Be that as it may, do we have to be reckless to the point where confrontation becomes inevitable?

Certainly, not! Issues bearing on Anglophone marginalization have been on the national agenda since Ahmadou Ahidjo foisted a French-inspired referendum on Cameroon. When we were to unite with our brothers of East Cameroon, we were the only ones who voted.

Although the plebiscite result showed majority on the side of those who chose to join their brothers, no fewer than 97, 000 people out of a population of about 250,000 at the time were against the union.

By 1972, the number would have certainly increased tremendously to warrant a change in outcome, had the opportunity been given for Anglophones to solely, decide their fate. However, that was not done.

As if that were not enough provocation, Paul Biya, wiped out the Anglophone component of Cameroon in 1984 when he unilaterally changed the name of the country from ‘United Republic of Cameroon’ to ‘Republic of Cameroon’.
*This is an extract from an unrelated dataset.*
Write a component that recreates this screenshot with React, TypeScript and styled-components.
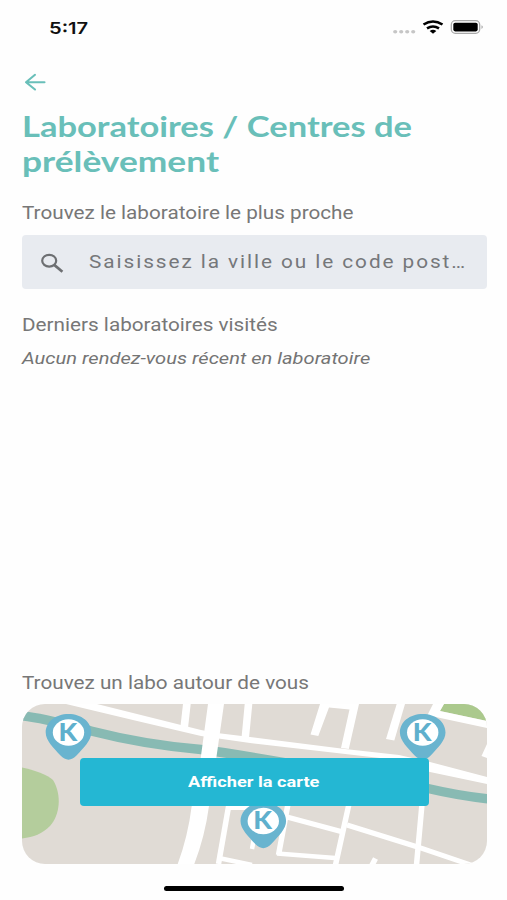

Since then, it has been systematic plundering of resources from Anglophone Cameroon, particularly the Southwest Region with nothing to show as Government investment in the Region that provides no less than 60 percent of the nation’s wealth.

In spite of these, we will still insist on the force of argument and not the argument of force. We know of the mindset of Fame Ndongo and his ilk. After failing to foment trouble by fanning embers of division at the national level, he has now resorted to orchestrating conflict within higher education circles. There is always a limit to how much excess a person or system can endure.

Even the worst coward will fight back when faced with a life and death circumstance and, sometimes it is just when the feel-good appeal is highest that the least expected happens. Remember the Soviet Union, Eretria, Yugoslavia and Czechoslovakia.

Let us face Boko Haram and other alien afflictions like incursion by renegades from the Central African Republic and veer off avoidable stabs from self-inflicted irredentism that may lead to protracted fratricidal war.